There are two basic ways to record your financial transactions:
Single entry bookkeeping can used by small businesses where a balance sheet is not required for financial control or tax purposes.
Double entry bookkeeping is required for all businesses that must produce both a profit and loss account and a balance sheet.
To decide if a single entry or double entry system would be best for your business…consider the type of business you own.
A small sole proprietorship or home-based business may not require a double entry system for recording business transactions.
However, if you have quite a few accounts receivable (money owed to your business by your customers) or accounts payable (money owed by your business), you may want to consider utilizing a double entry system.

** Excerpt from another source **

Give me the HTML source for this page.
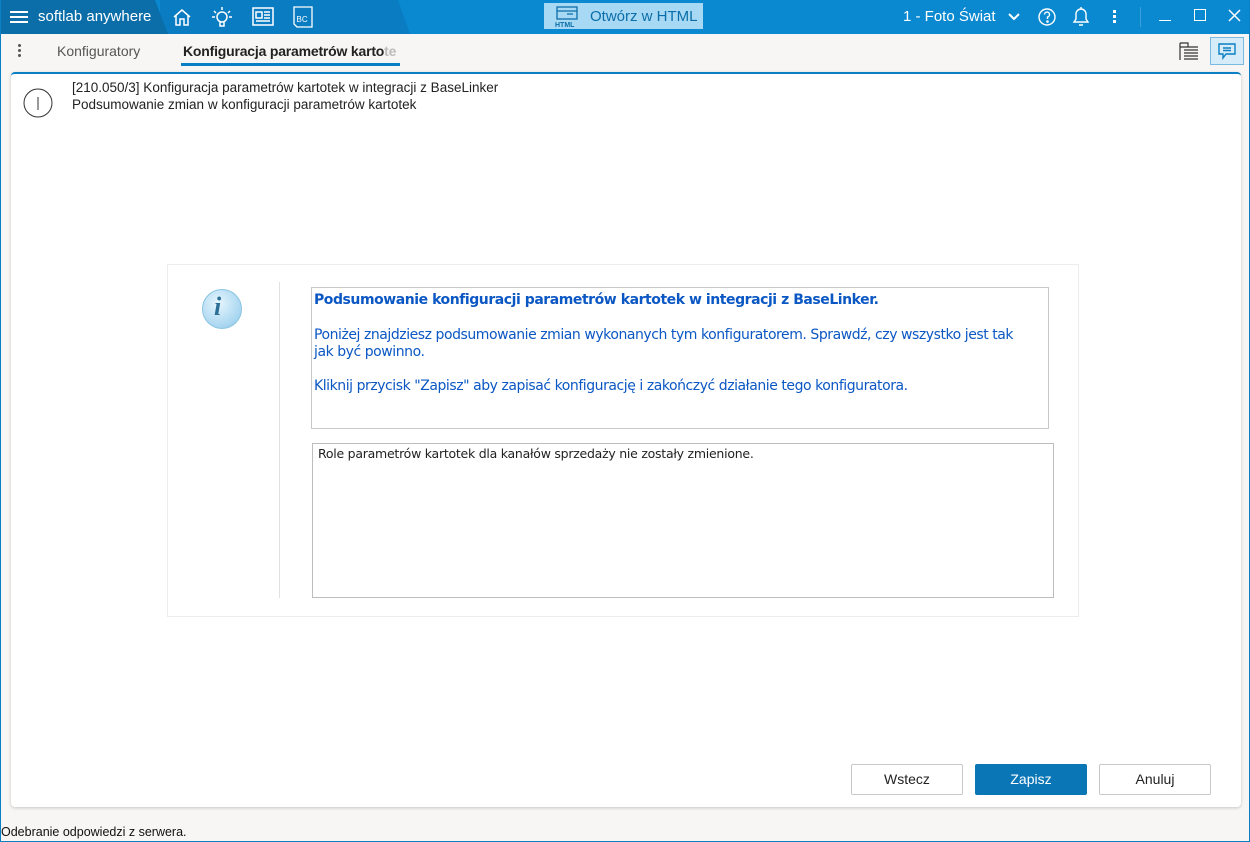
<!DOCTYPE html>
<html><head><meta charset="utf-8"><style>
*{box-sizing:border-box;margin:0;padding:0}
html,body{width:1250px;height:842px;overflow:hidden}
body{background:#f7f6f4;font-family:"Liberation Sans",sans-serif;position:relative}
.frame{position:absolute;left:0;top:0;width:1250px;height:842px;border:1px solid #0a7fc4;border-top:none;pointer-events:none}
.top{position:absolute;left:0;top:0;width:1250px;height:34px;background:#0a88d0}
.mid{position:absolute;left:160px;top:0;height:34px;width:250px;background:#0a7dc2;clip-path:polygon(0 0,calc(100% - 12px) 0,100% 100%,0 100%)}
.t{position:absolute;color:#fff;font-size:15px}
.tabs{position:absolute;left:0;top:34px;width:1250px;height:34px;background:#f7f6f4}
.panel{position:absolute;left:11px;top:72px;width:1230px;height:735px;background:#fff;border-top:2px solid #0a7fc4;border-radius:4px;box-shadow:0 1px 3px rgba(0,0,0,.2)}
.btn{position:absolute;top:764px;width:112px;height:31px;border:1px solid #c8c8c8;border-radius:2px;background:#fff;font-size:14px;text-align:center;line-height:29px;color:#222}
.blue{color:#0b57c4;font-family:"DejaVu Sans",sans-serif;font-size:14px;letter-spacing:-0.45px}
</style></head><body>
<div class="top"></div>
<div class="mid"></div>
<div style="position:absolute;left:0;top:0;width:168px;height:34px;background:#0b6ea9;clip-path:polygon(0 0,155px 0,168px 34px,0 34px)"></div>
<div style="position:absolute;left:10px;top:11px;width:18px;height:2px;background:#fff;box-shadow:0 5px 0 #fff,0 10px 0 #fff"></div>
<div class="t" style="left:38px;top:8px">softlab anywhere</div>
<svg style="position:absolute;left:172px;top:7px" width="20" height="20" fill="none" stroke="#fff" stroke-width="1.5"><path d="M2 10L10 3l8 7M4 8v10h4v-6h4v6h4V8"/></svg>
<svg style="position:absolute;left:211px;top:6px" width="22" height="22" fill="none" stroke="#fff" stroke-width="1.5"><circle cx="11" cy="11" r="5"/><path d="M9 16v4h4v-4M11 1v3M3 5l2 2M19 5l-2 2M1 11h3M18 11h3"/></svg>
<svg style="position:absolute;left:252px;top:7px" width="22" height="20" fill="none" stroke="#fff" stroke-width="1.5"><rect x="1" y="1" width="20" height="17"/><rect x="4" y="5" width="6" height="6"/><path d="M12 5h6M12 8h6M12 11h6M4 14h14"/></svg>
<svg style="position:absolute;left:292px;top:6px" width="22" height="22" fill="none" stroke="#fff" stroke-width="1.3"><path d="M2 1h18v20H5l-3-3z"/><text x="4.5" y="16" fill="#fff" stroke="none" font-size="8" font-family="Liberation Sans">BC</text></svg>
<div style="position:absolute;left:544px;top:3px;width:159px;height:26px;background:#a7d8f4"></div>
<svg style="position:absolute;left:555px;top:6px" width="26" height="22" fill="none" stroke="#0b6ea9" stroke-width="1.3"><rect x="2" y="1" width="20" height="12"/><path d="M2 5h20M12 8h6"/><text x="0" y="21" fill="#0b6ea9" stroke="none" font-size="7" font-weight="bold" font-family="Liberation Sans">HTML</text></svg>
<div style="position:absolute;left:590px;top:8px;color:#0b6ea9;font-size:15px">Otwórz w HTML</div>
<div class="t" style="left:903px;top:8px">1 - Foto Świat</div>
<svg style="position:absolute;left:1008px;top:13px" width="12" height="8" fill="none" stroke="#fff" stroke-width="2"><path d="M1 1l5 5 5-5"/></svg>
<svg style="position:absolute;left:1037px;top:7px" width="20" height="20" fill="none" stroke="#fff" stroke-width="1.4"><circle cx="10" cy="10" r="8"/><path d="M7.5 7.5a2.5 2.5 0 1 1 3 2.5v2"/><circle cx="10.5" cy="14.5" r=".6" fill="#fff"/></svg>
<svg style="position:absolute;left:1071px;top:6px" width="20" height="22" fill="none" stroke="#fff" stroke-width="1.4"><path d="M3 16h14l-2-3V8a5 5 0 0 0-10 0v5zM8 19h4M10 1v2"/></svg>
<div style="position:absolute;left:1113px;top:10px;width:3px;height:3px;background:#fff;box-shadow:0 5px 0 #fff,0 10px 0 #fff"></div>
<div style="position:absolute;left:1140px;top:7px;width:1px;height:20px;background:#3aa0dc"></div>
<div style="position:absolute;left:1159px;top:20px;width:12px;height:1px;background:#fff"></div>
<div style="position:absolute;left:1194px;top:9px;width:12px;height:12px;border:1.5px solid #fff"></div>
<svg style="position:absolute;left:1228px;top:9px" width="13" height="13" stroke="#fff" stroke-width="1.5"><path d="M1 1l11 11M12 1L1 12"/></svg>
<div class="tabs"></div>
<div style="position:absolute;left:18px;top:44px;width:3px;height:3px;background:#555;box-shadow:0 5px 0 #555,0 10px 0 #555;border-radius:50%"></div>
<div style="position:absolute;left:57px;top:43px;font-size:14px;color:#555">Konfiguratory</div>
<div style="position:absolute;left:183px;top:43px;font-size:14px;color:#222;font-weight:bold;letter-spacing:-0.2px">Konfiguracja parametrów karto<span style="color:#bbb">te</span></div>
<div style="position:absolute;left:181px;top:63px;width:219px;height:3px;background:#0a7fc4"></div>
<svg style="position:absolute;left:1178px;top:41px" width="22" height="20" fill="none" stroke="#333" stroke-width="1.2"><path d="M2 2v17M2 2h8v4H2M6 6h14M6 9h14M6 12h14M6 15h14M6 18h14"/></svg>
<div style="position:absolute;left:1210px;top:37px;width:34px;height:28px;background:#d7ecf9;border:1px solid #7ab9e2"></div>
<svg style="position:absolute;left:1218px;top:43px" width="18" height="18" fill="none" stroke="#0a7fc4" stroke-width="1.4"><path d="M1 1h16v10H8l-3 4v-4H1z"/><path d="M5 5h8M5 7.5h8"/></svg>
<div class="panel"></div>
<svg style="position:absolute;left:23px;top:88px" width="30" height="30" fill="none" stroke="#333" stroke-width="1"><circle cx="15" cy="15" r="14"/><path d="M15 9v13"/></svg>
<div style="position:absolute;left:72px;top:79px;font-size:13.5px;color:#222;line-height:17px">[210.050/3] Konfiguracja parametrów kartotek w integracji z BaseLinker<br>Podsumowanie zmian w konfiguracji parametrów kartotek</div>
<div style="position:absolute;left:167px;top:264px;width:912px;height:353px;border:1px solid #ececec"></div>
<div style="position:absolute;left:279px;top:282px;width:1px;height:316px;background:#e0e0e0"></div>
<div style="position:absolute;left:202px;top:289px;width:40px;height:40px;border-radius:50%;background:radial-gradient(circle at 40% 35%,#e6f5fd,#a8d6f0 70%,#7dbde2);border:1px solid #8cc4e3"></div>
<div style="position:absolute;left:214px;top:292px;font:italic bold 26px 'Liberation Serif',serif;color:#2b6f96">i</div>
<div style="position:absolute;left:311px;top:287px;width:738px;height:142px;border:1px solid #c8c8c8"></div>
<div class="blue" style="position:absolute;left:314px;top:292px;font-weight:bold">Podsumowanie konfiguracji parametrów kartotek w integracji z BaseLinker.</div>
<div class="blue" style="position:absolute;left:314px;top:327px;width:712px;line-height:17px">Poniżej znajdziesz podsumowanie zmian wykonanych tym konfiguratorem. Sprawdź, czy wszystko jest tak jak być powinno.</div>
<div class="blue" style="position:absolute;left:314px;top:378px">Kliknij przycisk "Zapisz" aby zapisać konfigurację i zakończyć działanie tego konfiguratora.</div>
<div style="position:absolute;left:312px;top:443px;width:742px;height:155px;border:1px solid #bdbdbd"></div>
<div style="position:absolute;left:318px;top:446px;color:#222;font-family:'DejaVu Sans',sans-serif;font-size:12.5px;letter-spacing:-0.25px">Role parametrów kartotek dla kanałów sprzedaży nie zostały zmienione.</div>
<div class="btn" style="left:851px">Wstecz</div>
<div class="btn" style="left:975px;background:#0a76b6;border-color:#0a76b6;color:#fff">Zapisz</div>
<div class="btn" style="left:1099px">Anuluj</div>
<div style="position:absolute;left:1px;top:825px;font-size:12.5px;color:#111">Odebranie odpowiedzi z serwera.</div>
<div class="frame"></div>
</body></html>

Most small business owners do not usually start right out with a double entry system.
It is easier for them to use a single-entry method which is kind of like your check register. You just add the money coming in and subtract the money going out and keep a running balance.
There are pros and cons of using a single-entry bookkeeping system.
The main selling point is the simplicity of single entry bookkeeping.
You just have two lists–one for income and one for expenses.
The main disadvantage of single entry bookkeeping is its limited ability to track your assets (what your business owns) and liabilities (what your business owes.) It is also easier to make errors with. With double entry bookkeeping everything must balance.
I have built my free accounting spreadsheets using the single entry bookkeeping system mainly because the double entry system would be too complicated for me to build and give away and secondly because I had built these spreadsheets in the first place for several small business owners that did not have any prior accounting skills.